Case ID: ad_131/html/0639-01.html
Source: Caselaw Access Project
Author: {"author": "McLaughlin, J.:", "license": "Public Domain", "url": "https://static.case.law/"}
Date Created: 2024-08-24T03:29:51.129683

James Kelly, as Administrator, etc., of Catherine Kelly, Deceased, Respondent, v. John Mulcahy, Appellant.
    First Department,
    April 8, 1909.
    Practice — garnishee — amendment to section 1391, Code Civil Procedure.
    Where a judgment in an action for negligence was recovered prior to September 1, 1908, when the amendment to section 1391 of the Code of Civil Procedure, made by chapter 148 of the Laws of 1908 took effect, no order to garnishee the salary of the judgment debtor should be granted, as the amendment applies only to judgments recovered after it took effect.
    Appeal by the defendant, John Mulcahy, from an order of the Supreme Court, made at the Hew York Special Term and entered in the office of the clerk of the county of Hew York on the 3d day of February, 1909, denying the defendant’s motion to vacate an ex parte order directing that an execution issue against the defendant’s salary.
    
      John H. McCrahon, for the appellant.
    
      Alfred Steckler. for the respondent.
   McLaughlin, J.:

The plaintiff, on the 9th of March, 1907, in an action to recover damages for the death of his intestate caused by the negligence of the defendant, recovered a judgment against him for a substantial sum. On the 12th of ¡December, 1908, execution upon the judgment having been issued and returned unsatisfied, the plaintiff, without notice to the defendant, applied under section 1391 of the Code of Civil Procedure to and obtained from the court an order directing that an execution issue against the salary of the defendant. The defendant moved upon notice to vacate the order, which was denied, and he appeals.

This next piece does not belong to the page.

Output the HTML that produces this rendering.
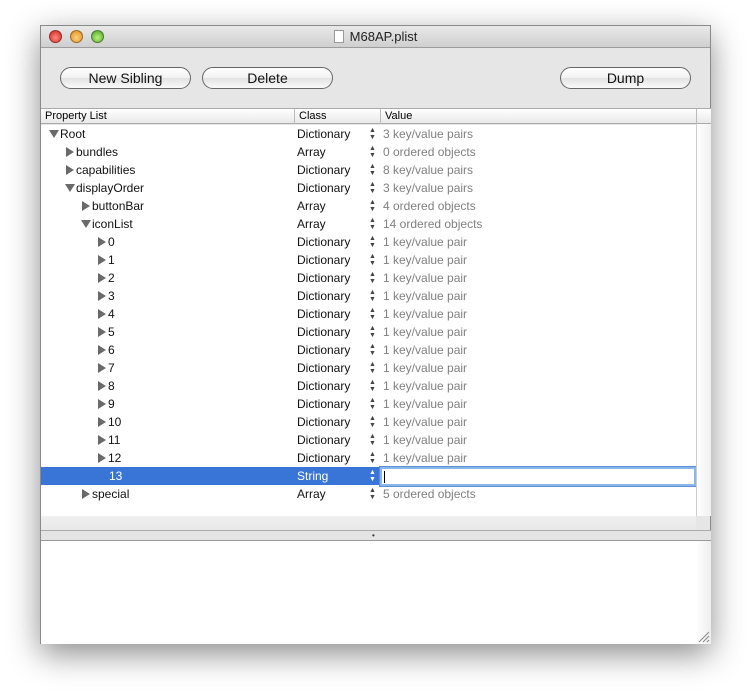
<!DOCTYPE html>
<html><head><meta charset="utf-8"><style>
*{margin:0;padding:0;box-sizing:border-box}
body{width:750px;height:699px;background:#fff;position:relative;overflow:hidden;font-family:"Liberation Sans",sans-serif;font-size:12px}
.win{position:absolute;left:40px;top:25px;width:671px;height:619px;background:#e6e6e6;border:1px solid #8a8a8a;box-shadow:0 10px 30px rgba(0,0,0,.45)}
.title{position:absolute;left:0;top:0;width:100%;height:22px;background:linear-gradient(#e9e9e9,#cfcfcf);border-bottom:1px solid #9c9c9c;text-align:center;font-size:13px;line-height:22px;color:#222}
.dot{position:absolute;top:4px;width:13px;height:13px;border-radius:50%;border:1px solid rgba(0,0,0,.35)}
.btn{position:absolute;top:41px;height:22px;border:1px solid #666;border-radius:11px;background:linear-gradient(#fff,#f2f2f2 50%,#e2e2e2 51%,#fafafa);text-align:center;font-size:14px;line-height:20px;color:#111}
.hdr{position:absolute;left:0;top:82px;width:670px;height:16px;background:linear-gradient(#fff,#e9e9e9);border-top:1px solid #aaa;border-bottom:1px solid #aaa;font-size:11px;line-height:14px}
.hdr span{position:absolute;top:0;border-left:1px solid #bbb;padding-left:4px;height:15px}
.tbl{position:absolute;left:0;top:99px;width:655px;height:391px;background:#fff}
.row{position:absolute;left:0;width:655px;height:18px;line-height:18px;font-size:12px;color:#111}
.row .n{position:absolute}
.row .c{position:absolute;left:256px}
.row .s{position:absolute;left:328px;top:2px;font-size:7px;line-height:7px;color:#444}
.row .v{position:absolute;left:342px;color:#808080}
.r,.d{display:inline-block;width:0;height:0;margin-right:1px}
.r{border-left:8px solid #6a6a6a;border-top:5px solid transparent;border-bottom:5px solid transparent;margin-left:1px;margin-right:2px;vertical-align:-1px}
.d{border-top:8px solid #6a6a6a;border-left:5px solid transparent;border-right:5px solid transparent;vertical-align:0}
.sel{background:#3875d7;color:#fff}
.sel .s{color:#fff}
.scr{position:absolute;left:655px;top:98px;width:15px;height:392px;background:linear-gradient(90deg,#fff,#f0f0f0);border-left:1px solid #ccc}
.gap{position:absolute;left:0;top:490px;width:655px;height:14px;background:linear-gradient(#f0f0f0,#e8e8e8)}
.div{position:absolute;left:0;top:504px;width:670px;height:11px;background:#e4e4e4;border-top:1px solid #aaa;border-bottom:1px solid #999}
.low{position:absolute;left:0;top:515px;width:655px;height:103px;background:#fff}
.lscr{position:absolute;left:655px;top:515px;width:15px;height:103px;background:linear-gradient(90deg,#fff,#eee)}
</style></head><body>
<div class="win">
 <div class="title"><div class="dot" style="left:8px;background:radial-gradient(circle at 50% 60%,#ff8a80,#d0201a)"></div><div class="dot" style="left:29px;background:radial-gradient(circle at 50% 60%,#ffd080,#e08a10)"></div><div class="dot" style="left:50px;background:radial-gradient(circle at 50% 60%,#b8f080,#4aa020)"></div><span style="display:inline-block;width:10px;height:13px;border:1px solid #999;background:#fff;vertical-align:-2px;margin-right:6px"></span>M68AP.plist</div>
 <div class="btn" style="left:19px;width:131px">New Sibling</div>
 <div class="btn" style="left:161px;width:131px">Delete</div>
 <div class="btn" style="left:519px;width:131px">Dump</div>
 <div class="hdr"><span style="left:0;border:0">Property List</span><span style="left:253px">Class</span><span style="left:339px">Value</span><span style="left:655px;width:15px"></span></div>
 <div class="tbl">
<div class="row" style="top:0"><span class="n" style="left:8px"><i class="d"></i>Root</span><span class="c">Dictionary</span><span class="s">▲<br>▼</span><span class="v">3 key/value pairs</span></div>
<div class="row" style="top:18px"><span class="n" style="left:24px"><i class="r"></i>bundles</span><span class="c">Array</span><span class="s">▲<br>▼</span><span class="v">0 ordered objects</span></div>
<div class="row" style="top:36px"><span class="n" style="left:24px"><i class="r"></i>capabilities</span><span class="c">Dictionary</span><span class="s">▲<br>▼</span><span class="v">8 key/value pairs</span></div>
<div class="row" style="top:54px"><span class="n" style="left:24px"><i class="d"></i>displayOrder</span><span class="c">Dictionary</span><span class="s">▲<br>▼</span><span class="v">3 key/value pairs</span></div>
<div class="row" style="top:72px"><span class="n" style="left:40px"><i class="r"></i>buttonBar</span><span class="c">Array</span><span class="s">▲<br>▼</span><span class="v">4 ordered objects</span></div>
<div class="row" style="top:90px"><span class="n" style="left:40px"><i class="d"></i>iconList</span><span class="c">Array</span><span class="s">▲<br>▼</span><span class="v">14 ordered objects</span></div>
<div class="row" style="top:108px"><span class="n" style="left:56px"><i class="r"></i>0</span><span class="c">Dictionary</span><span class="s">▲<br>▼</span><span class="v">1 key/value pair</span></div>
<div class="row" style="top:126px"><span class="n" style="left:56px"><i class="r"></i>1</span><span class="c">Dictionary</span><span class="s">▲<br>▼</span><span class="v">1 key/value pair</span></div>
<div class="row" style="top:144px"><span class="n" style="left:56px"><i class="r"></i>2</span><span class="c">Dictionary</span><span class="s">▲<br>▼</span><span class="v">1 key/value pair</span></div>
<div class="row" style="top:162px"><span class="n" style="left:56px"><i class="r"></i>3</span><span class="c">Dictionary</span><span class="s">▲<br>▼</span><span class="v">1 key/value pair</span></div>
<div class="row" style="top:180px"><span class="n" style="left:56px"><i class="r"></i>4</span><span class="c">Dictionary</span><span class="s">▲<br>▼</span><span class="v">1 key/value pair</span></div>
<div class="row" style="top:198px"><span class="n" style="left:56px"><i class="r"></i>5</span><span class="c">Dictionary</span><span class="s">▲<br>▼</span><span class="v">1 key/value pair</span></div>
<div class="row" style="top:216px"><span class="n" style="left:56px"><i class="r"></i>6</span><span class="c">Dictionary</span><span class="s">▲<br>▼</span><span class="v">1 key/value pair</span></div>
<div class="row" style="top:234px"><span class="n" style="left:56px"><i class="r"></i>7</span><span class="c">Dictionary</span><span class="s">▲<br>▼</span><span class="v">1 key/value pair</span></div>
<div class="row" style="top:252px"><span class="n" style="left:56px"><i class="r"></i>8</span><span class="c">Dictionary</span><span class="s">▲<br>▼</span><span class="v">1 key/value pair</span></div>
<div class="row" style="top:270px"><span class="n" style="left:56px"><i class="r"></i>9</span><span class="c">Dictionary</span><span class="s">▲<br>▼</span><span class="v">1 key/value pair</span></div>
<div class="row" style="top:288px"><span class="n" style="left:56px"><i class="r"></i>10</span><span class="c">Dictionary</span><span class="s">▲<br>▼</span><span class="v">1 key/value pair</span></div>
<div class="row" style="top:306px"><span class="n" style="left:56px"><i class="r"></i>11</span><span class="c">Dictionary</span><span class="s">▲<br>▼</span><span class="v">1 key/value pair</span></div>
<div class="row" style="top:324px"><span class="n" style="left:56px"><i class="r"></i>12</span><span class="c">Dictionary</span><span class="s">▲<br>▼</span><span class="v">1 key/value pair</span></div>
<div class="row sel" style="top:342px"><span class="n" style="left:68px">13</span><span class="c">String</span><span class="s">▲<br>▼</span><div style="position:absolute;left:339px;top:0;width:316px;height:19px;background:#fff;border:2px solid #8bb6ea;box-shadow:0 0 0 1px #5a8fd6"><div style="position:absolute;left:2px;top:2px;width:1px;height:12px;background:#000"></div></div></div>
<div class="row" style="top:360px"><span class="n" style="left:40px"><i class="r"></i>special</span><span class="c">Array</span><span class="s">▲<br>▼</span><span class="v">5 ordered objects</span></div>
 </div>
 <div class="scr"></div>
 <div class="gap"></div>
 <div class="div"><span style="position:absolute;left:331px;top:0;font-size:8px;color:#333">•</span></div>
 <div class="low"></div>
 <div class="lscr"></div>
 <svg style="position:absolute;left:657px;top:605px" width="12" height="12"><path d="M11 1L1 11M11 5L5 11M11 9L9 11" stroke="#888" stroke-width="1"/></svg>
</div>
</body></html>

This section, when the judgment was recovered, provided among other things that in order to obtain an execution against the wages or salary of the judgment debtor, the judgment must have been obtained wholly for necessaries furnished or work performed in a family as a domestic. (See Laws of 1905, chap. 175.) An execution against the salary of the defendant could not have been issued when the judgment in this action was recovered, because it was for the damages caused by his negligence. (Neuman v. Mortimer, 98 App. Div. 64.) This section has, however, since then been amended (Laws of 1908, chap. 148) by pi-oviding that an execution may issue against the wages or salary of the judgment debtor where such wages or salary amount to twelve dollars per week or more. But the amendment did not apply to judgments recovered before it took effect, which was September 1, 1908. It does not have a retroactive effect, and, as this court has several times held, applies only to judgments recovered after that statute went into effect. (King v. Irving, 103 App. Div. 420; Sloane v. Tiffany, Id. 540; Ringe v.Mortimer, 116 id. 722; Demuth v. Kemp, 130 id. 546.)

The order appealed from, therefore, must be reversed, with ten dollars costs and disbursements, and the motion to vacate granted, with ten dollars costs.

Pattebson, P. J., Ingeaham, Laughlin and Scott, JJ., concurred.

Order reversed, with ten dollars costs and disbursements, and motion granted, with ten dollars costs.